Sinclair was 32 when he arrived at the club, having spent 15 years at Chelsea and another six at Leicester, where he commuted from his home in Surrey.
So Sinclair would have to move lock, stock and barrel to the north west: "During the summer, I was speaking to a few clubs and Steve rang me up out of the blue.
"I was at home training on my own, and he said he'd just got the Burnley job and was recruiting a few players, and wanted to see if I'd be interested in going up there.
"Initially, he said moneywise it was going to be a drastic change, but he said he thought I'd play a big part in the next couple of years at the club.
"That's what sold it to me, the fact that he was a young manager, pretty inexperienced at that level, and, if anything, it was a bit of paying him back for the time he put into me when I was in a tough period at Leicester.
"There weren't many managers would have convinced me to leave where I was living, in London. I was based in Surrey, not far from Heathrow, but I knew I would have to relocate.
"It was a big commitment for me, to take that on.
"And the relationship I had with Steve made it easier for me to settle and commit."
Sinclair, however, was hugely frustrated with how it ended for him at Leicester, and what he perceived was a lack of backing in difficult circumstances: "I was really disappointed with it, I was in negotiations for a new contract, two-years, and all of a sudden everything went quiet.
"I was disappointed with the fact the club knew we hadn't really done anything, they didn't show us the support I thought they would have done, to be honest.
"It was a tough enough season as it was because we were in a relegation battle, and, for me, I couldn't understand why you would leave some of your best players out because of an incident that had nothing to do with football.
"But, financially I think that was more of a reason I was made a scapegoat, rather than football terms.
"Something like that hadn't happened in years, the fact so many players were accused of something like that, the papers made a massive meal of it, and, unfortunately, a few players suffered off the back of it with their careers, in what direction they were going in."
Although he had spent most of his career in the top flight, with Burnley in the Championship after two seasons of struggle, he was happy to take the plunge: "There was nothing serious, my agent was talking with a few different clubs in the Championship, a couple of Premier League clubs as well.
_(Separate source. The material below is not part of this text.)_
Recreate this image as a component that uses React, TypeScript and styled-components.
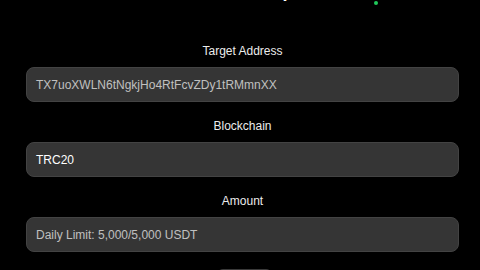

"There wasn't anything serious enough that made me think to hold on and wait after Steve rang me. The one thing I didn't want to do was let the season get up and running and still be looking for a club.
"I know how difficult it is.
"Once I'd spoken to Steve, the relationship we had and trust that was there, it pretty much made my mind up and I was quite happy to come up to Burnley.
"When he spoke to me, he had something like six players when he first took over, but I liked that idea, he was putting his own group together.
"There was some good young players coming through, and he thought he needed the right sort of experience like myself and John McGreal to guide these players.
"It was a great challenge for me, something totally different to what I'd been used to.
"I'd never really been out of the Premier League, other than one season when Leicester got relegated and came back up again.
"It was a little bit into the unknown, going to play at a different level."
His first season at the club was one of consolidation, although the club enjoyed knocking Premier League Liverpool out of the FA Cup and Aston Villa out of the League Cup.
The side were built on a miserly defence, in which Sinclair more than played his part at right back or centre back, conceding only 39 goals in 46 league games.
Sinclair recalled: "There were a couple of things behind that, Steve and Dave Kevan worked tirelessly at being solid defensively, and we had a lot of continuity with the back four.
"It didn't change very often, myself, Michael Duff, John McGreal, Mo Camara, and Gary Cahill came in on loan later on.
"We were all injury-free for most of the season, the odd game there was a little bit of alternation in who played at right back, sometimes myself or Duffo, but generally the continuity was there.
"We had good players in midfield protecting us as well, with Micah Hyde, who did their fair share of defensive work."